Given instruction ▸
What lines of the data include the string "screenshot"? Copy them all.

Part of a data file
--------------------------------------------------

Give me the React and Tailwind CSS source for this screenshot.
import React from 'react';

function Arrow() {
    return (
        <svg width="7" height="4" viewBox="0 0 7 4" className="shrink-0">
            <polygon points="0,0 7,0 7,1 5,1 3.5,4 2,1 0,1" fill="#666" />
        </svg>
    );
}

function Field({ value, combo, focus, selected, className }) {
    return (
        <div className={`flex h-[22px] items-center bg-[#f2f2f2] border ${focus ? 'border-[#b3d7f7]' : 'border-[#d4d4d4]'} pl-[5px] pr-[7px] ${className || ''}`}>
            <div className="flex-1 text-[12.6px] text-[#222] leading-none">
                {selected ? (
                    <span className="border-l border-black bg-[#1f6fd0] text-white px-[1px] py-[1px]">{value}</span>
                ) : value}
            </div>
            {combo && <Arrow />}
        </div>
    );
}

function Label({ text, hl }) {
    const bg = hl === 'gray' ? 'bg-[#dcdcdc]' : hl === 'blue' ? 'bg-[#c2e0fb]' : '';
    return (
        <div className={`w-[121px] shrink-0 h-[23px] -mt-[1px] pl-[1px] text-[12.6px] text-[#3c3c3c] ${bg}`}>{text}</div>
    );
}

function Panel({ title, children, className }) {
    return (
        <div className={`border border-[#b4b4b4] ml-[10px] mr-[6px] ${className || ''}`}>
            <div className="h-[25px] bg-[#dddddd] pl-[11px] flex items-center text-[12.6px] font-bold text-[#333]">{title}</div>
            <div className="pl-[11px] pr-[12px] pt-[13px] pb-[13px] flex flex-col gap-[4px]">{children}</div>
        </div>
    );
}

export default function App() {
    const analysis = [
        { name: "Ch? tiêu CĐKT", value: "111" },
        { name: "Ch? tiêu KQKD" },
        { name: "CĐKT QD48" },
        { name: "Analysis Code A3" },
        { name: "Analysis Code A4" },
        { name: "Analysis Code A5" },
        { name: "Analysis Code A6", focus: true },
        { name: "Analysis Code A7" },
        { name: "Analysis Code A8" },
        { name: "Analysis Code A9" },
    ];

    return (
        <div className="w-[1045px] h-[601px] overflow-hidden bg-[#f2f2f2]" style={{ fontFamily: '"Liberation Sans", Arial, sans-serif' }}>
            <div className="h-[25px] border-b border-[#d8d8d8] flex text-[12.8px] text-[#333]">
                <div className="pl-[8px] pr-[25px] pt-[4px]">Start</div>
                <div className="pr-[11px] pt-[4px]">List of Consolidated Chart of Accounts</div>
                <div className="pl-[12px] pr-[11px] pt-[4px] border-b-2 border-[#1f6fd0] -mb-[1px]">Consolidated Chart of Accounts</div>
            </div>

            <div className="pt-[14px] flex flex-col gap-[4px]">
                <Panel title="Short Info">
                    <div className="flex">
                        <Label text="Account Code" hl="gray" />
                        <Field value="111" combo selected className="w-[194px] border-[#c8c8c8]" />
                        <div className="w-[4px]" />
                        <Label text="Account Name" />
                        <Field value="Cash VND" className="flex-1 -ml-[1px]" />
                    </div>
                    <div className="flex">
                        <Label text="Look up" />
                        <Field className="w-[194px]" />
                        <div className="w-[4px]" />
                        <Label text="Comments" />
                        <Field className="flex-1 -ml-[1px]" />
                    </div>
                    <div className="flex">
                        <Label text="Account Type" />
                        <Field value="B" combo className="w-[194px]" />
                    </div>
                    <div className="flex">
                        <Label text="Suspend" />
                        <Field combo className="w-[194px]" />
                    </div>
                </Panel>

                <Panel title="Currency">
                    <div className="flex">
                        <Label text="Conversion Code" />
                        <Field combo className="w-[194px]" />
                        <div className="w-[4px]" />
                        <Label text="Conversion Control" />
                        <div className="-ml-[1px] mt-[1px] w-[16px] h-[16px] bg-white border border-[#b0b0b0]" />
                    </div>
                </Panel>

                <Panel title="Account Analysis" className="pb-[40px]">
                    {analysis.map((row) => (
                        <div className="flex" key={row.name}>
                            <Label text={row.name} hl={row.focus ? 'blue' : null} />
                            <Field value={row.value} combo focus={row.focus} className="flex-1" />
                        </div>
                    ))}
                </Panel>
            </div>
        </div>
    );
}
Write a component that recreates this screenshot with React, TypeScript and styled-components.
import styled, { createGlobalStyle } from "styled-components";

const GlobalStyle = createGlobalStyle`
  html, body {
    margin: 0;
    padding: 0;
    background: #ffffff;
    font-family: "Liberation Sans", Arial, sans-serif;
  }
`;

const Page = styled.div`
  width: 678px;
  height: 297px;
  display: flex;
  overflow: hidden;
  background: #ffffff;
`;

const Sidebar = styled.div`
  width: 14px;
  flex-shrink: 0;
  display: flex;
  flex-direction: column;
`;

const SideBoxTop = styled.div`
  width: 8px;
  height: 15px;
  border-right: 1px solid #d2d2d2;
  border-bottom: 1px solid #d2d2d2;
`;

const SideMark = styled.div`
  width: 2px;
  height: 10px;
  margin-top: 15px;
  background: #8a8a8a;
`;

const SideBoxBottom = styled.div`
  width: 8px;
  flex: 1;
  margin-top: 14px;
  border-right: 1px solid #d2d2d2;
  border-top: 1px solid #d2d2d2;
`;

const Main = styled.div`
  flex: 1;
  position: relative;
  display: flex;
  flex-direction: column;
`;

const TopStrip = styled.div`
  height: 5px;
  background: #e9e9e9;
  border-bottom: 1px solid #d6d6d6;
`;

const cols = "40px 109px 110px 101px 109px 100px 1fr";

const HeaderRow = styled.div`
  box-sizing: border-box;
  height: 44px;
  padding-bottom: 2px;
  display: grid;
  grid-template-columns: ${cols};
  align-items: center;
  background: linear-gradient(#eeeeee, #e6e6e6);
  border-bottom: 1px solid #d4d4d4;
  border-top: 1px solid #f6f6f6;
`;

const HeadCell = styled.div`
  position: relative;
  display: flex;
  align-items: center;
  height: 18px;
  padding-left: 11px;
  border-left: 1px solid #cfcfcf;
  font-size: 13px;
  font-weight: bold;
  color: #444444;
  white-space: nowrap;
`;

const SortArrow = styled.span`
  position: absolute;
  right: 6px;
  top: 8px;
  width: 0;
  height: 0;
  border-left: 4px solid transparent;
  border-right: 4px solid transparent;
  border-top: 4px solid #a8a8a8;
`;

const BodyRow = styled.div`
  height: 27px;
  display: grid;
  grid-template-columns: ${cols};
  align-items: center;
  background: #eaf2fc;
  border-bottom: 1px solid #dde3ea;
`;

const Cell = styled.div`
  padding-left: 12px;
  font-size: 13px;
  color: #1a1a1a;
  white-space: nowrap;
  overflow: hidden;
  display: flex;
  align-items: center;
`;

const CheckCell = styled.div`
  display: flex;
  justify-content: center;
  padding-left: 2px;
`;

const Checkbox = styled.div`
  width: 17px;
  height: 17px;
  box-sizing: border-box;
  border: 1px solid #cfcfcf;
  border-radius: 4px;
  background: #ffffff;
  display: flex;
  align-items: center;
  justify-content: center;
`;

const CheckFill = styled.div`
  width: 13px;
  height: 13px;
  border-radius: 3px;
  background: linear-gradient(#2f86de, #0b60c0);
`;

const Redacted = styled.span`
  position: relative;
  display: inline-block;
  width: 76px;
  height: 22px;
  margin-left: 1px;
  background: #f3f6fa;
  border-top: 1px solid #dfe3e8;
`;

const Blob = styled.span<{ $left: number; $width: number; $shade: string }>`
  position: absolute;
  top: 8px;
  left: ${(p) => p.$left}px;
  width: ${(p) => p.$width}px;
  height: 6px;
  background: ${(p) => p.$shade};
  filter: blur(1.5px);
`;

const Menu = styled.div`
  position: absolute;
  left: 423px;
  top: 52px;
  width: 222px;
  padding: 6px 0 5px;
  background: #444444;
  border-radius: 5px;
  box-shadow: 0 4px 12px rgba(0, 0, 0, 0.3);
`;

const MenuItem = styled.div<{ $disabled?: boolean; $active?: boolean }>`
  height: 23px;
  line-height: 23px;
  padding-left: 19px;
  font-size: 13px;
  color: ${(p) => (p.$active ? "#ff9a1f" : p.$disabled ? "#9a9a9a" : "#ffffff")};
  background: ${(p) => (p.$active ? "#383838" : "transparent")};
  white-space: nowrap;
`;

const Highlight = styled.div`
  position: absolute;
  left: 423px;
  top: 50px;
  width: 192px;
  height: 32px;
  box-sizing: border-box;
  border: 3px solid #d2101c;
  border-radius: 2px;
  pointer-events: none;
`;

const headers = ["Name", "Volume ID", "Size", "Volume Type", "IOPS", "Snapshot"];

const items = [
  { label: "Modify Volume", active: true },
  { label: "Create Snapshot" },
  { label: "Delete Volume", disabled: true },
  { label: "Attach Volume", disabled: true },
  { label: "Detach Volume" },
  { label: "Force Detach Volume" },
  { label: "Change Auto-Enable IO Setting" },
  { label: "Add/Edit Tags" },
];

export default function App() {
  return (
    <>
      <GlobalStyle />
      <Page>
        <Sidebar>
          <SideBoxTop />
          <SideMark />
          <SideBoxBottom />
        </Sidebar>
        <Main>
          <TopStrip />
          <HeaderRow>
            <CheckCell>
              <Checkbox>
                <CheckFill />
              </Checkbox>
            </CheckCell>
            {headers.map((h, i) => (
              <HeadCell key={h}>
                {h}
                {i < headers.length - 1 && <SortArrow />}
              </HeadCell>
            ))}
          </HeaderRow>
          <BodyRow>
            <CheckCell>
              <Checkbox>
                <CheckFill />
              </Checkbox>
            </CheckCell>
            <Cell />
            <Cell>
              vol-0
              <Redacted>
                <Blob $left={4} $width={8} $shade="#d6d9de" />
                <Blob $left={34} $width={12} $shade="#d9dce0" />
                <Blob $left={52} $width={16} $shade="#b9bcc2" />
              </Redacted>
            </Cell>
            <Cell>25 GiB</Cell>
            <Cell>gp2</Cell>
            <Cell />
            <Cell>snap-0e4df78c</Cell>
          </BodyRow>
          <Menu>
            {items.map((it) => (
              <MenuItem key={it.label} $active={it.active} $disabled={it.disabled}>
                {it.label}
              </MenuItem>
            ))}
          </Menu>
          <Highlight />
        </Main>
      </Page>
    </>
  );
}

--------------------------------------------------

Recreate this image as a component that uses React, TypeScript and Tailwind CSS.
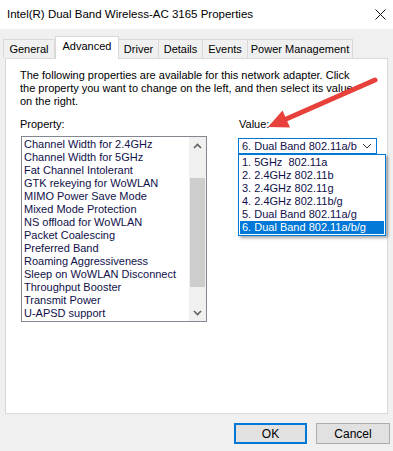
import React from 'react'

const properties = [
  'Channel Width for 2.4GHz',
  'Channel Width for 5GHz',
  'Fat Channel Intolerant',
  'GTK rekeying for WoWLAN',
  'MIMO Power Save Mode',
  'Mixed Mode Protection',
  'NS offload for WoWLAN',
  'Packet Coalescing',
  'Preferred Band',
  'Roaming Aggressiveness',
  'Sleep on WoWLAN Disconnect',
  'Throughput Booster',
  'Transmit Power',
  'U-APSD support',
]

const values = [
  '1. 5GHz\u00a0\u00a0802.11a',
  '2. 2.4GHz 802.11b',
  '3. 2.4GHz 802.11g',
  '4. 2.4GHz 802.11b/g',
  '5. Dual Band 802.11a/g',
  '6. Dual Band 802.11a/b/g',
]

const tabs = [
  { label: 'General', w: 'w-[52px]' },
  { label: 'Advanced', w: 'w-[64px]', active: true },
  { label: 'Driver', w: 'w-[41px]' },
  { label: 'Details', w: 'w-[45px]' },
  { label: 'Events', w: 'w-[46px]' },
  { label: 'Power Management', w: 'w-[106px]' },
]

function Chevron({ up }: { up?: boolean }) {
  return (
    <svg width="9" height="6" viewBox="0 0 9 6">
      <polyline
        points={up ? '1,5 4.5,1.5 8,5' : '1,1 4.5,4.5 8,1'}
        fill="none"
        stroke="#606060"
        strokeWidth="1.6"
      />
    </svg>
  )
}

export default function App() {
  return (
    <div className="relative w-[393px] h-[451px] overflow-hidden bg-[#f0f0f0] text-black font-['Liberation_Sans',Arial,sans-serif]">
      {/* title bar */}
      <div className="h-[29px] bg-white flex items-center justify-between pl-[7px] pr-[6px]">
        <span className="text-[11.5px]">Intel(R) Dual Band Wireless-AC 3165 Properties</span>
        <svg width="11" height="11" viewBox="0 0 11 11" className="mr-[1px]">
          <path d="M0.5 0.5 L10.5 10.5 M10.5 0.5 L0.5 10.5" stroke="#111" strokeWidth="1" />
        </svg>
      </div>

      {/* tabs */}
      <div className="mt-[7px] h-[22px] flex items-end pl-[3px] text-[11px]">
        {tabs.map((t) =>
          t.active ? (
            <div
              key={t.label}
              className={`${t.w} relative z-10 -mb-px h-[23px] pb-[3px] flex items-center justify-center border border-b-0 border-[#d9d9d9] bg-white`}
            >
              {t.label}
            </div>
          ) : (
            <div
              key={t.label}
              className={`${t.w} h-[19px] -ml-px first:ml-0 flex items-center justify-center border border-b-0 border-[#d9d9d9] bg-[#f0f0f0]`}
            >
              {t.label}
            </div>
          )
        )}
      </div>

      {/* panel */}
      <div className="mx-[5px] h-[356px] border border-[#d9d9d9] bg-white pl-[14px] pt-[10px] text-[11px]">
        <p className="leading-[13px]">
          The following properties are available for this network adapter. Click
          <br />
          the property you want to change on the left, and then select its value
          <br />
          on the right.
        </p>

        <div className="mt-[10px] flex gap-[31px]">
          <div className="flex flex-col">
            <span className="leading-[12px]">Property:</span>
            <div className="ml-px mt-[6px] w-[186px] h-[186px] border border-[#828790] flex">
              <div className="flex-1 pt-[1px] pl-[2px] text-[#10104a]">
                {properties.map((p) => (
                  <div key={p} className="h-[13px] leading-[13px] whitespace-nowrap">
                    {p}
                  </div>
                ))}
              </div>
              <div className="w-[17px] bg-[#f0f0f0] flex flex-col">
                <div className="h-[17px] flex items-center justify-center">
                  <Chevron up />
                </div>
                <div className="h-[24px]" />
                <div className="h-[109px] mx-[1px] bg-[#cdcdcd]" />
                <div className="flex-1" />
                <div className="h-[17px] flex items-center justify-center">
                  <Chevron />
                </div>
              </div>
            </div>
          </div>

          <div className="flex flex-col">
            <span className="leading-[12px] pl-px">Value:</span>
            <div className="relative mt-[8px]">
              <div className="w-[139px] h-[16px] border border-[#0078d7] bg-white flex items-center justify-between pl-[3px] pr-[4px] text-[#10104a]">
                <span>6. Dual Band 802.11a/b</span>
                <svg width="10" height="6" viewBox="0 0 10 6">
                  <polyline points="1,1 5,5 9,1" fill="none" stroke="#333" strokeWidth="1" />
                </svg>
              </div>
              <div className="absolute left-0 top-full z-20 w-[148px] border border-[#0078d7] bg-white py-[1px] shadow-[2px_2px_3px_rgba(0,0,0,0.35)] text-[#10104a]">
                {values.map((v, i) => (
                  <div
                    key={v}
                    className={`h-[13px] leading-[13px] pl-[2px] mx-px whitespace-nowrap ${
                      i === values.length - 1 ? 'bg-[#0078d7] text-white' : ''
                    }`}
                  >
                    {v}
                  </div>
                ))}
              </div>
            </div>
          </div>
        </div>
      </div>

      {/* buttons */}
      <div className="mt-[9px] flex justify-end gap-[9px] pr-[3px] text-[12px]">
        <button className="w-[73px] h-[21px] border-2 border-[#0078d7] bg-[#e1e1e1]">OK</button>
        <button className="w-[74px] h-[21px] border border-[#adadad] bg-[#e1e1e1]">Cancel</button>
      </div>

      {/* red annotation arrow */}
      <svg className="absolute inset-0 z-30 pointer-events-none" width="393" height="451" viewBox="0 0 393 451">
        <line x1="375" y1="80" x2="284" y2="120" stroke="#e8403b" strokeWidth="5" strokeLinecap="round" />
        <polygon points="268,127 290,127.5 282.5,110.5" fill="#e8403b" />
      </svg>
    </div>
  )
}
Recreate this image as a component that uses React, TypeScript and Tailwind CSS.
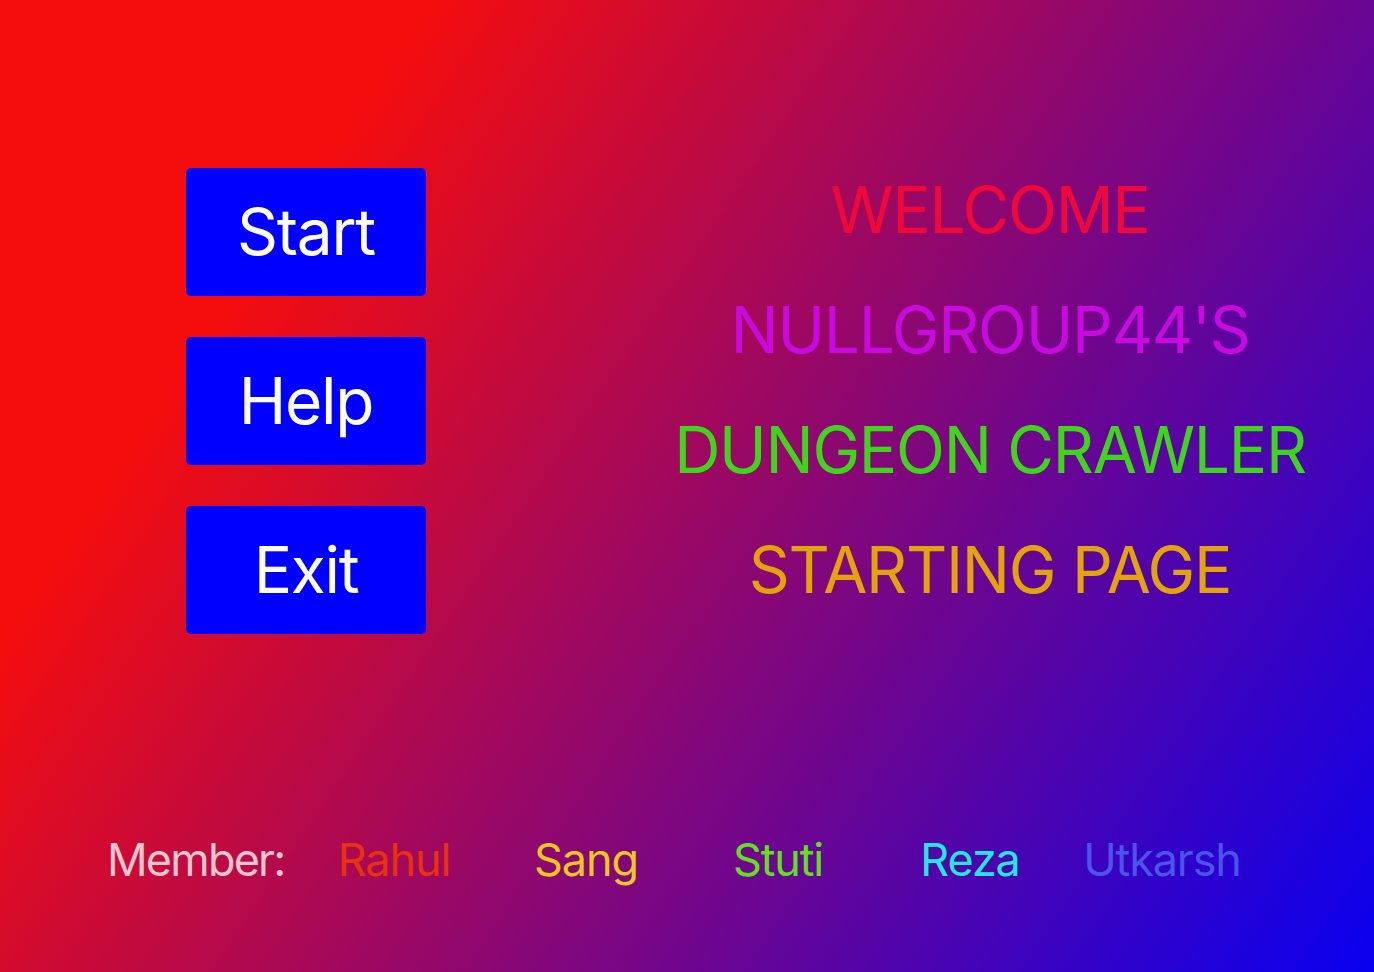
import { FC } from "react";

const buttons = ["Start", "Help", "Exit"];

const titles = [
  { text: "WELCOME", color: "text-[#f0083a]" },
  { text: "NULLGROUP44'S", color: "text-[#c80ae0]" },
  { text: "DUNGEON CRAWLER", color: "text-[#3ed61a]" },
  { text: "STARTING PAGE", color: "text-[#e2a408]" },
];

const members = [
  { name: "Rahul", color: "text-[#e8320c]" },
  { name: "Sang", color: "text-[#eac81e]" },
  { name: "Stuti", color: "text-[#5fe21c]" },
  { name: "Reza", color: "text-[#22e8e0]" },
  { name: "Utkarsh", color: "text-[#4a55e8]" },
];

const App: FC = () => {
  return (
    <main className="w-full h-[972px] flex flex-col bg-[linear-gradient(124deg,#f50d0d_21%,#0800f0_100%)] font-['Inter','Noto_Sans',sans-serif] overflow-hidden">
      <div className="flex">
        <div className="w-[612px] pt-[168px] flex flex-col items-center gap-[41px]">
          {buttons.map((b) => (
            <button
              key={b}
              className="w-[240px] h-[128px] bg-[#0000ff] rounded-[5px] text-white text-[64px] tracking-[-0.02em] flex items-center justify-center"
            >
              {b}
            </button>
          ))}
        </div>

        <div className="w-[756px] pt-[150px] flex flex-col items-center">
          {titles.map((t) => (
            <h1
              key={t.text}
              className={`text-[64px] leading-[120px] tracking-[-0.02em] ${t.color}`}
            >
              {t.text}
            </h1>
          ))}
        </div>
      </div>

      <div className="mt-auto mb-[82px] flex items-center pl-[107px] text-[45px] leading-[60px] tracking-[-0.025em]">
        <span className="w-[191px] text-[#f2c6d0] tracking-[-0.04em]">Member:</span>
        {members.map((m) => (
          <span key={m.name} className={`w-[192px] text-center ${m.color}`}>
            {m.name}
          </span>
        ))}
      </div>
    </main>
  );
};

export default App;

--------------------------------------------------

Final result ▸
Give me the React and Tailwind CSS source for this screenshot.
Write a component that recreates this screenshot with React, TypeScript and styled-components.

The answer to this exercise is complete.